I am NOT saying that the transformation/normalization is wrong, just that it is being handled a the wrong level. Think about it. To make this call, you have to know about obj (which I'm assuming you should). You have to know foo about obj. You have to know bar about obj.foo. You have to know baz about obj.foo.bar. And you have to know that you want baz to be an integer. If that is not being overly intimate with your arguments, I wouldn't know what is.

If you are doing this a lot, then most likely you are normalizing a data structure. That is, your code looks like:

obj.foo.bar.baz = obj.foo.bar.baz.toi
obj.for.bar.boz = obj.foo.bar.boz.to
f
...

If so, the to_i part is CERTAINLY not the problem! My first question would be "where does obj come from"? Most likely some sort of naive deserializing process. Many deserializers are in fact quite sophisticated, and perhaps a more informed usage would bypass ever creating the object in the undesirable form.
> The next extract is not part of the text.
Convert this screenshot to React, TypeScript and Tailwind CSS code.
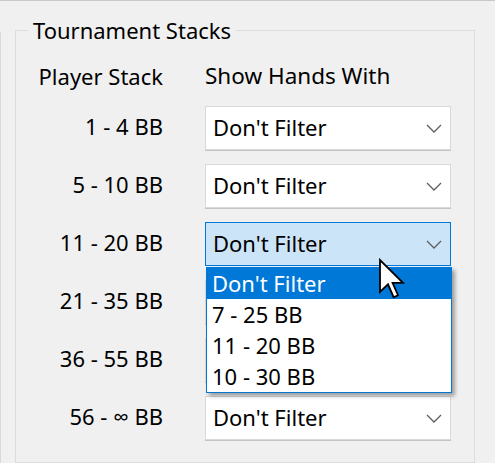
import React from "react";

const font = { fontFamily: '"Segoe UI", "Noto Sans", "Open Sans", sans-serif' };

const rows = ["1 - 4 BB", "5 - 10 BB", "11 - 20 BB", "21 - 35 BB", "36 - 55 BB", "56 - ∞ BB"];
const options = ["Don't Filter", "7 - 25 BB", "11 - 20 BB", "10 - 30 BB"];

function Chevron() {
    return (
        <svg width="16" height="9" viewBox="0 0 16 9" fill="none" className="shrink-0">
            <path d="M1 1l7 7 7-7" stroke="#5f5f5f" strokeWidth="1.3" />
        </svg>
    );
}

// combos under the open list are covered, so they render without content
function Combo({ focused, covered }: { focused?: boolean; covered?: boolean }) {
    return (
        <div
            className={`h-[44px] w-[246px] flex items-center pl-[7px] pr-[8px] border ${
                focused
                    ? "bg-[#cce4f7] border-[#0078d7]"
                    : "bg-white border-[#d9d9d9] shadow-[0_1px_0_#c4c4c4]"
            }`}
        >
            {!covered && (
                <>
                    <span className="flex-1 text-[22px] text-black leading-none pb-[2px]">Don't Filter</span>
                    <Chevron />
                </>
            )}
        </div>
    );
}

function Cursor() {
    return (
        <svg className="absolute left-[378px] top-[257px]" width="28" height="42" viewBox="0 0 14 21">
            <path
                d="M1 1 L1 17 L5 13.2 L7.8 19.6 L10 18.6 L7.3 12.4 L12.5 12.4 Z"
                fill="white"
                stroke="black"
                strokeWidth="0.9"
                strokeLinejoin="miter"
            />
        </svg>
    );
}

export default function App() {
    return (
        <div className="relative w-[495px] h-[463px] bg-[#f0f0f0] border-t border-[#c8c8c8] overflow-hidden" style={font}>
            <div className="absolute left-0 top-[31px] bottom-0 w-px bg-[#dadada]" />
            <fieldset className="ml-[15px] mt-[14px] w-[460px] h-[448px] border border-[#dcdcdc] pl-0 pr-0">
                <legend className="ml-[12px] px-[5px] text-[22px] leading-[30px] text-black">Tournament Stacks</legend>
                <div className="grid grid-cols-[147px_246px] gap-x-[42px] items-center mt-[16px]">
                    <div className="text-right text-[22px] text-black leading-[30px]">Player Stack</div>
                    <div className="text-[22.5px] text-black leading-[30px]">Show Hands With</div>
                </div>
                <div className="grid grid-cols-[147px_246px] gap-x-[42px] gap-y-[14px] items-center mt-[15px]">
                    {rows.map((r, i) => (
                        <React.Fragment key={r}>
                            <div className="text-right text-[22px] text-black leading-none pb-[4px]">{r}</div>
                            <Combo focused={i === 2} covered={i === 3 || i === 4} />
                        </React.Fragment>
                    ))}
                </div>
            </fieldset>
            <div className="absolute left-[206px] top-[266px] w-[246px] bg-white border border-[#0078d7] shadow-[3px_3px_4px_rgba(0,0,0,0.35)]">
                {options.map((o, i) => (
                    <div
                        key={o}
                        className={`h-[31px] flex items-center pl-[5px] text-[22px] leading-none pb-[2px] ${
                            i === 0 ? "bg-[#0078d7] text-white" : "text-black"
                        }`}
                    >
                        {o}
                    </div>
                ))}
            </div>
            <Cursor />
        </div>
    );
}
I have a hard time imagining any other way that one would ever get to the point that obj.foo.bar.baz = obj.foo.bar.baz.to_i would make sense. But perhaps I have missed something.

#17 Updated by Tom Wardrop about 1 year ago

=begin
(({Regarding obj.foo.bar.baz = .toi})) syntax, with the dot prefix on the ((|toi|)), another proposal has been made further down the discussion for issue #8191. The idea is that an expression beginning with a dot could be an inferred method call on the result of the last expression.

Just consider that before using the dot prefix syntax for anything else.